Parasal göstergelerdeki bu trendin yanı sıra son gelen anketler de hem reel sektörde hem de sektörel bazda güven endekslerinde önemli gerilemelere işaret ediyor. Bununla birlikte özellikle Anadolu’daki oda yönetimlerden gelen açıklamalar da ekonominin yavaşladığına ilişkin şikayetlerin giderek arttığına işaret ediyor.
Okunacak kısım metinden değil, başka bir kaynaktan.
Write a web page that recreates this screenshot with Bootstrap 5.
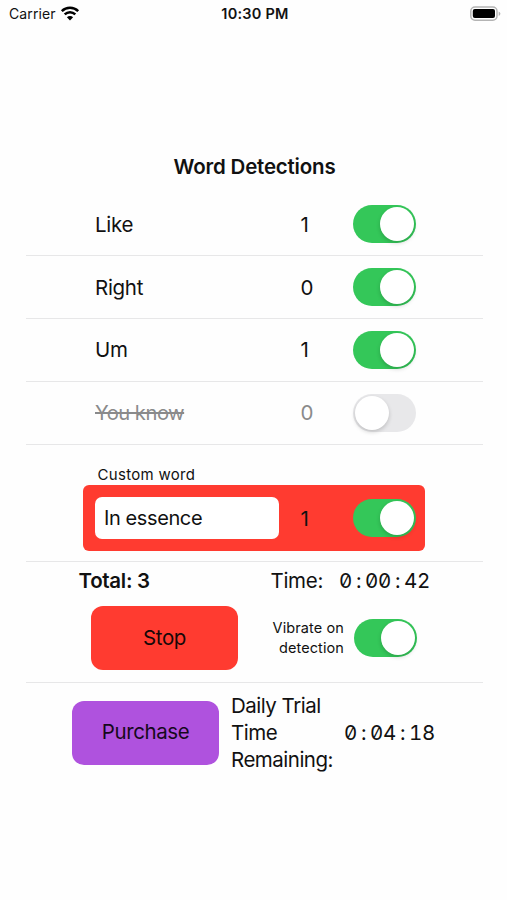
<!DOCTYPE html>
<html lang="en">
<head>
<meta charset="utf-8">
<meta name="viewport" content="width=device-width, initial-scale=1">
<title>Word Detections</title>
<link href="https://cdn.jsdelivr.net/npm/bootstrap@5.3.0/dist/css/bootstrap.min.css" rel="stylesheet">
<style>
body{font-family:Inter,"Liberation Sans",sans-serif;font-size:20.5px;line-height:27px;color:#111;background:#fefefe;height:900px;overflow:hidden;letter-spacing:-.3px}
.status-bar{height:27px;padding:0 6px 0 9px;font-size:14px;line-height:27px;letter-spacing:.1px}
.status-time{font-size:14.5px;letter-spacing:.25px}
.status-side{flex:1 1 0}
.screen{padding:0 24px 0 26px}
.screen-title{margin-top:126px;height:40.5px;line-height:27px;font-size:20.5px;letter-spacing:-.2px}
.word-row{height:62.75px;border-bottom:1px solid #e7e7e8;padding:0 67.5px 0 69px}
.word-off{color:#8a8a8b}
.word-off .word-name{font-size:20.2px;letter-spacing:-.5px}
.word-count{width:52.5px}
.ios-switch.form-check-input{appearance:none;flex:none;width:62.5px;height:38px;margin:0;border:0;border-radius:19px;background:#e8e8ea;display:block;padding:2px;box-shadow:none}
.ios-switch::before{content:"";display:block;width:34px;height:34px;border-radius:50%;background:#fff;box-shadow:0 2px 4px rgba(0,0,0,.18)}
.ios-switch.form-check-input:checked{background:#34c759}
.ios-switch:checked::before{margin-left:24.5px}
.custom-section{height:117px;border-bottom:1px solid #e7e7e8;padding:20.5px 58px 0 57px}
.custom-label{font-size:15px;line-height:20px;padding-left:14.5px;letter-spacing:.3px}
.custom-box{height:66px;border-radius:6px;background:#ff3b30;padding:0 9.5px 0 12px}
.custom-input.form-control{width:183.5px;height:42px;border:0;border-radius:7px;padding:0 9px;font-size:20px;color:#111;letter-spacing:-.4px}
.controls{height:121.5px;border-bottom:1px solid #e7e7e8;padding:5px 53px 0 52.5px}
.clock{font-feature-settings:"tnum","zero";letter-spacing:-.3px}
.clock b{display:inline-block;width:13px;text-align:center;font-weight:400}
.big-btn.btn{width:147px;height:64px;border-radius:12px;font-size:20.5px;color:#160808;border:0;letter-spacing:-.4px}
.stop-btn.btn{background:#ff3b30;margin-left:12.5px}
.buy-btn.btn{background:#af52de;color:#16091c}
.vibrate{font-size:14.5px;line-height:20px;width:80px;margin-right:10px;letter-spacing:.1px}
.vibrate-switch{margin-right:13.5px}
.controls-row{padding-top:12.5px}
.trial{padding:9px 0 0 46px}
.trial-text{width:113px;margin-left:12px;letter-spacing:-.5px}
</style>
</head>
<body>
<header class="status-bar d-flex align-items-center">
  <div class="status-side d-flex align-items-center">
    <span>Carrier</span>
    <svg class="ms-1" width="20" height="15" viewBox="0 0 20 15" fill="none" stroke="#000" stroke-width="2.5"><path d="M1.8 5.2a11.7 11.7 0 0 1 16.4 0M4.7 8.4a7.6 7.6 0 0 1 10.6 0"/><path d="M10 14.4 6.9 11.2a4.4 4.4 0 0 1 6.2 0Z" fill="#000" stroke="none"/></svg>
  </div>
  <span class="status-time fw-semibold">10:30 PM</span>
  <div class="status-side d-flex justify-content-end">
    <svg width="31" height="16" viewBox="0 0 31 16"><rect x=".8" y="1" width="26.2" height="13.2" rx="4.2" fill="#fff" stroke="#b4b4b4" stroke-width="1.5"/><rect x="2.8" y="3.1" width="22.2" height="9" rx="2" fill="#000"/><path d="M28.7 5.4q1.7.8 1.7 2.3t-1.7 2.3z" fill="#b4b4b4"/></svg>
  </div>
</header>
<main class="screen">
  <h1 class="screen-title fw-semibold text-center mb-0">Word Detections</h1>
  <div class="word-row d-flex align-items-center"><span class="word-name">Like</span><span class="word-count ms-auto">1</span><input class="form-check-input ios-switch" type="checkbox" role="switch" aria-label="Like" checked></div>
  <div class="word-row d-flex align-items-center"><span class="word-name">Right</span><span class="word-count ms-auto">0</span><input class="form-check-input ios-switch" type="checkbox" role="switch" aria-label="Right" checked></div>
  <div class="word-row d-flex align-items-center"><span class="word-name">Um</span><span class="word-count ms-auto">1</span><input class="form-check-input ios-switch" type="checkbox" role="switch" aria-label="Um" checked></div>
  <div class="word-row word-off d-flex align-items-center"><span class="word-name text-decoration-line-through">You know</span><span class="word-count ms-auto">0</span><input class="form-check-input ios-switch" type="checkbox" role="switch" aria-label="You know"></div>

  <section class="custom-section">
    <label class="custom-label d-block" for="customWord">Custom word</label>
    <div class="custom-box d-flex align-items-center">
      <input class="form-control custom-input" id="customWord" type="text" value="In essence">
      <span class="word-count ms-auto">1</span>
      <input class="form-check-input ios-switch" type="checkbox" role="switch" aria-label="Custom word" checked>
    </div>
  </section>

  <section class="controls">
    <div class="d-flex justify-content-between">
      <span class="fw-semibold">Total: 3</span>
      <span class="d-flex"><span class="me-3">Time:</span><span class="clock">0<b>:</b>00<b>:</b>42</span></span>
    </div>
    <div class="controls-row d-flex align-items-center">
      <button class="btn big-btn stop-btn" type="button">Stop</button>
      <label class="vibrate text-end ms-auto" for="vibrate">Vibrate on detection</label>
      <div class="vibrate-switch"><input class="form-check-input ios-switch" id="vibrate" type="checkbox" role="switch" checked></div>
    </div>
  </section>

  <section class="trial d-flex align-items-center">
    <button class="btn big-btn buy-btn" type="button">Purchase</button>
    <span class="trial-text">Daily Trial Time Remaining:</span>
    <span class="clock">0<b>:</b>04<b>:</b>18</span>
  </section>
</main>
<script src="https://cdn.jsdelivr.net/npm/bootstrap@5.3.0/dist/js/bootstrap.bundle.min.js"></script>
</body>
</html>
Durgunluk siyasi baskı yaratabilir
Verilerin gösterdiği bir başka gerçek, büyük şirketler kredi almakta fazla sıkıntı çekmeden kullanıma devam ederken özellikle KOBİ’lerin artık finansmanda sıkışmaya başladığı. Tüm veriler Temmuz ayıyla birlikte artık ekonomide daralmanın hızlandığına işaret ederken daralmanın en fazla Anadolu’daki KOBİ’leri rahatsız ettiği konuşulmaya başladı.
Bu rahatsızlığın ekonomideki daralmanın artacağı önümüzdeki aylarda daha da büyümesinden korkuluyor. Bu konuda Merkez Bankası’nın uyguladığı parasal politikanın etkili olduğu görüşü ortaya atılıyor. Merkez Bankası’nın kredilerdeki artış sınırlarını gevşetmesi gerektiği, aksi takdirde özellikle KOBİ’lerin durumunun daha da ağırlaşabileceği ve üretimin olumsuz etkileneceği konuşuluyor.
Son olarak TEPAV’ın Para Politikası Notu’nda da bu öneriler tekrarlanmış, likidite için de Merkez Bankası’nın uyguladığı faiz koridorunun alt sınırı olan yüzde 47’nin yüzde 49’a çıkarılması önerilmeşti. Buna karşılık Merkez Bankası likide sorununun çözümü için bankalarla yaptığı TL swapları kapatıp, döviz ve altın vereceği swap yöntemini başlatacağını duyurdu. Bu yöntemin likiditeyi çekmekte ne kadar etkili olacağı şüpheli.
Bu tartışmadaki kritik noktalardan biri zaten AKP yöneticileri aracılığıyla ekonomik programın uygulaması için iş dünyasından gelen itirazların KOBİ kredileri açılmadığı takdirde daha da artacağı, programın işleyişine zarar verecek boyutlara ulaşacağı korkusu. O nedenle de ekonomi yönetiminin birkaç ay içinde KOBİ kredilerindeki sınırı kaldırmak zorunda kalacağı şimdiden konuşulmaya başladı.